Al contrario que a la argentina, a la ultra norteamericana siempre le costó infiltrarse
en el Estado. Si bien instituciones como el FBI y los cientos de departamentos de policía
del país distan de ser progres, cuesta encontrar Ribellis o Chorizos en sus
filas: para bombardear las AMIA de este Primer Mundo, no vale recurrir a malditos
policías. Enfrentados a fuerzas legales que cuentan a los judíos y negros entre
los ciudadanos a proteger, los neonazis desarrollaron una doctrina de guerra contra el
estado individual e hiperfoquista: la célula terrorista ideal es la que cuenta con un
solo miembro, con un guerrero solitario que toma las armas, mata y da el ejemplo. Es el
caso de Furrow, solito con su fusil, y de la bomba de Oklahoma, que cobró 168 muertos y
fue armada y colocada por dos amigos que no respondían a ninguna organización.

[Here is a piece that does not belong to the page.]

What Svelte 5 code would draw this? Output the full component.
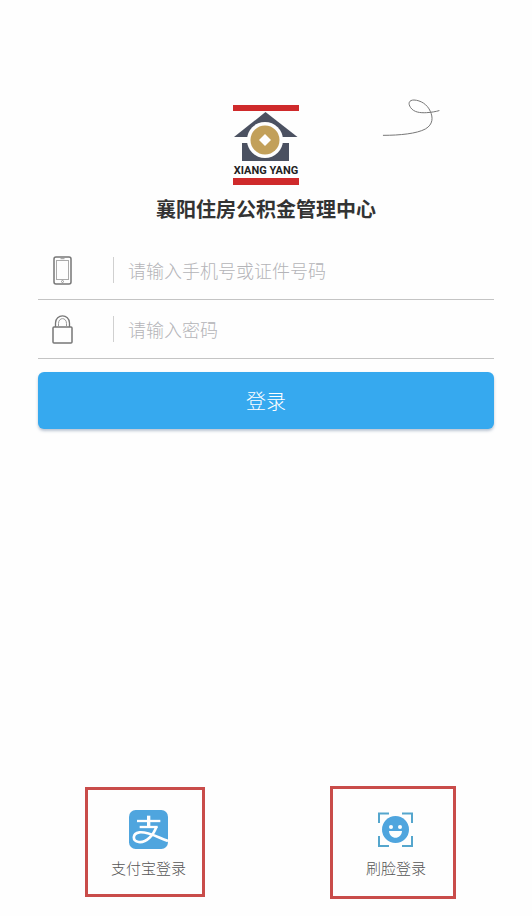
<script lang="ts">
	let account = $state('');
	let password = $state('');
</script>

<main class="page">
	<header class="brand">
		<svg class="logo" viewBox="0 0 68 80" role="img" aria-label="XIANG YANG">
			<rect x="1" y="0" width="66" height="6" fill="#cf2a2b" />
			<path d="M33.5 7 L65.5 32 H2 Z" fill="#4b5161" />
			<rect x="10" y="38" width="47" height="18" fill="#4b5161" />
			<circle cx="33" cy="35" r="18" fill="#fefefe" />
			<circle cx="33" cy="35" r="14.5" fill="#c2a05a" />
			<path d="M33 29 L39 35 L33 41 L27 35 Z" fill="#fefefe" />
			<text x="34" y="69" text-anchor="middle" class="logo-text">XIANG YANG</text>
			<rect x="1" y="73" width="66" height="7" fill="#cf2a2b" />
		</svg>
		<svg class="squiggle" viewBox="36 42 174 114" aria-hidden="true">
			<path d="M40 151 C90 151 140 146 166 132 C190 118 189 97 181 79 C172 58 152 46 132 45 C117 45 113 55 122 68 C132 82 150 84 170 83 C184 82 197 80 207 77" />
		</svg>
	</header>

	<h1 class="title">襄阳住房公积金管理中心</h1>

	<form onsubmit={(e) => e.preventDefault()}>
		<div class="row">
			<label for="account" aria-label="手机号或证件号码">
				<svg class="field-icon" viewBox="0 0 24 30">
					<rect x="3" y="2" width="17" height="27" rx="2" stroke-width="1.5" />
					<rect x="5.5" y="5.5" width="12" height="19" stroke="#aaa" />
					<path d="M9.5 3.700 H13.5" stroke="#999" />
					<circle cx="11.5" cy="26.5" r="1" stroke="#999" />
				</svg>
			</label>
			<input id="account" type="text" autocomplete="username" placeholder="请输入手机号或证件号码" bind:value={account} />
		</div>
		<div class="row">
			<label for="password" aria-label="密码">
				<svg class="field-icon" viewBox="0 0 24 30">
					<rect x="2" y="13" width="19" height="16" rx="1" stroke-width="1.5" />
					<path d="M4.500 13 V9 C4.500 -0.500 18.500 -0.500 18.500 9 V13" stroke-width="1.3" />
					<path d="M7.5 13 V9.5 C7.5 3 15.5 3 15.5 9.5 V13" stroke="#999" />
				</svg>
			</label>
			<input id="password" type="password" autocomplete="current-password" placeholder="请输入密码" bind:value={password} />
		</div>
		<button type="submit" class="submit">登录</button>
	</form>

	<footer class="others">
		<button type="button" class="other alipay">
			<svg class="other-icon" viewBox="0 0 117 117" aria-hidden="true">
				<rect width="117" height="117" rx="20" fill="#4fa5de" />
				<g fill="none" stroke="#fefefe" stroke-width="7">
					<path d="M24 33 H94" />
					<path d="M59 17 V52" stroke-width="10" />
					<path d="M32 51 H86" />
					<path d="M82 50 C75 74 52 99 29 96 C9 93 10 70 31 67 C56 64 82 80 117 93" stroke-width="8" />
				</g>
			</svg>
			支付宝登录
		</button>
		<button type="button" class="other face">
			<svg class="other-icon" viewBox="0 0 39 39" aria-hidden="true">
				<path d="M3 13 V3.500 H13 M26 3.500 H36 V13 M36 26 V36 H26 M13 36 H3 V26" fill="none" stroke="#55a6cd" stroke-width="2" />
				<circle cx="19.5" cy="19.5" r="13.5" fill="#4fa5de" />
				<circle cx="15" cy="17" r="2" fill="#fefefe" />
				<circle cx="24" cy="17" r="2" fill="#fefefe" />
				<path d="M13 21 H26 C25.5 30 13.5 30 13 21 Z" fill="#fefefe" />
			</svg>
			刷脸登录
		</button>
	</footer>
</main>

<style>
:global(body) { margin: 0; background: #fefefe; }

.page {
	min-height: 100vh; box-sizing: border-box;
	display: flex; flex-direction: column;
	padding: 99px 38px 17px;
	font-family: "Noto Sans CJK SC", sans-serif;
}

/* Logo stays centred, the pen stroke fills the right column */
.brand { display: grid; grid-template-columns: 1fr 68px 1fr; align-items: start; }
.logo { grid-column: 2; width: 68px; height: 80px; margin-top: 6px; }
.logo-text { font-family: Roboto, sans-serif; font-size: 11px; font-weight: 700; fill: #222; }
.squiggle { width: 58px; height: 38px; margin-left: 82px; }
.squiggle path { fill: none; stroke: #777; stroke-width: 3; stroke-linecap: round; }

.title {
	margin: 9px 0 17px; text-align: center;
	font-size: 20px; line-height: 30px; font-weight: 700; color: #333;
}

.row { display: flex; align-items: center; height: 58px; border-bottom: 1px solid #c4c4c4; }
label {
	flex: none; width: 76px; height: 26px; box-sizing: border-box;
	display: flex; align-items: center;
	padding-left: 13px; border-right: 1px solid #d0d0d0;
}
label + input { margin-left: 14px; }
.field-icon { width: 24px; height: 30px; flex: none; fill: none; stroke: #777; }
input {
	flex: 1; min-width: 0; padding: 0; border: none; outline: none; background: none;
	font-family: inherit; font-size: 18px; line-height: 26px; font-weight: 300; color: #333;
}
input::placeholder { color: #b4b4b8; opacity: 1; }

.submit {
	display: block; width: 100%; height: 57px; margin-top: 13px; padding: 0;
	border: none; border-radius: 6px; background: #36a9ef; color: #fff;
	box-shadow: 0 2px 3px rgba(60,90,130,0.35);
	font-family: inherit; font-size: 20px; line-height: 30px; font-weight: 300; cursor: pointer;
}
.submit:hover { background: #2b9de3; }

.others {
	margin-top: auto; padding: 0 38px 0 47px;
	display: flex; justify-content: space-between; align-items: flex-end;
}
.other {
	display: flex; flex-direction: column; align-items: center; gap: 9px;
	border: 3px solid #c94c4a; background: none; cursor: pointer;
	font-family: inherit; font-size: 15px; line-height: 20px; font-weight: 300; color: #555;
}
.alipay { padding: 20px 16px 16px 23px; margin-bottom: 2px; }
.face { padding: 21px 27px 18px 33px; }
.other-icon { width: 39px; height: 39px; }
</style>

Desde 1995, cuando McVeigh y Nichols destruyeron el edificio federal de Oklahoma, el peor
acto terrorista en la historia de EE.UU., los neonazis se galvanizaron. Habían visto la
doctrina en funcionamiento: dos individuos sueltos, sin mucho dinero ni entrenamiento,
siguiendo las instrucciones de los manuales de explosivos que circulan en el mundo de
ultraderecha, habían llevado a cabo el buen acto de combatir al Gobierno
Sionista de Ocupación. Era el camino a la Rahowa, la guerra santa racial (Racial Holy
War).
Es un sistema de acción que está expandiéndose. El FBI informa que pudo prever
atentados que planeaban varios grupos y milicias convencionales, incluyendo otro ataque a
un edificio federal en Virginia, en julio de 1997. Pero no pudo hacer nada contra los
sacerdotes de Fineas, un grupo de apenas tres personas que en 1996 pusieron
bombas en un banco, un diario y una clínica abortista en el estado de Washington. Tampoco
hubo modo de atajar a los hermanos Williams, que en julio incendiaron tres sinagogas y
mataron a escopetazos a una pareja gay en California. No hubo inteligencia previa que
detuviera a Benjamin Smith, un pibe de 21 años que pasó el 4 y 5 de julio de este año
disparando contra negros, asiáticos y judíos, y que mató a dos e hirió a nueve antes
de pegarse un tiro. El sistema también falló en el caso de Eric Rudolph, que puso la
famosa bomba de los Juegos Olímpicos de Georgia en 1996 y siguió sus acciones contra dos
clínicas abortistas y una disco gay. Para cuando desapareció en los bosques de Carolina,
Rudolph había matado a dos personas y herido a 124.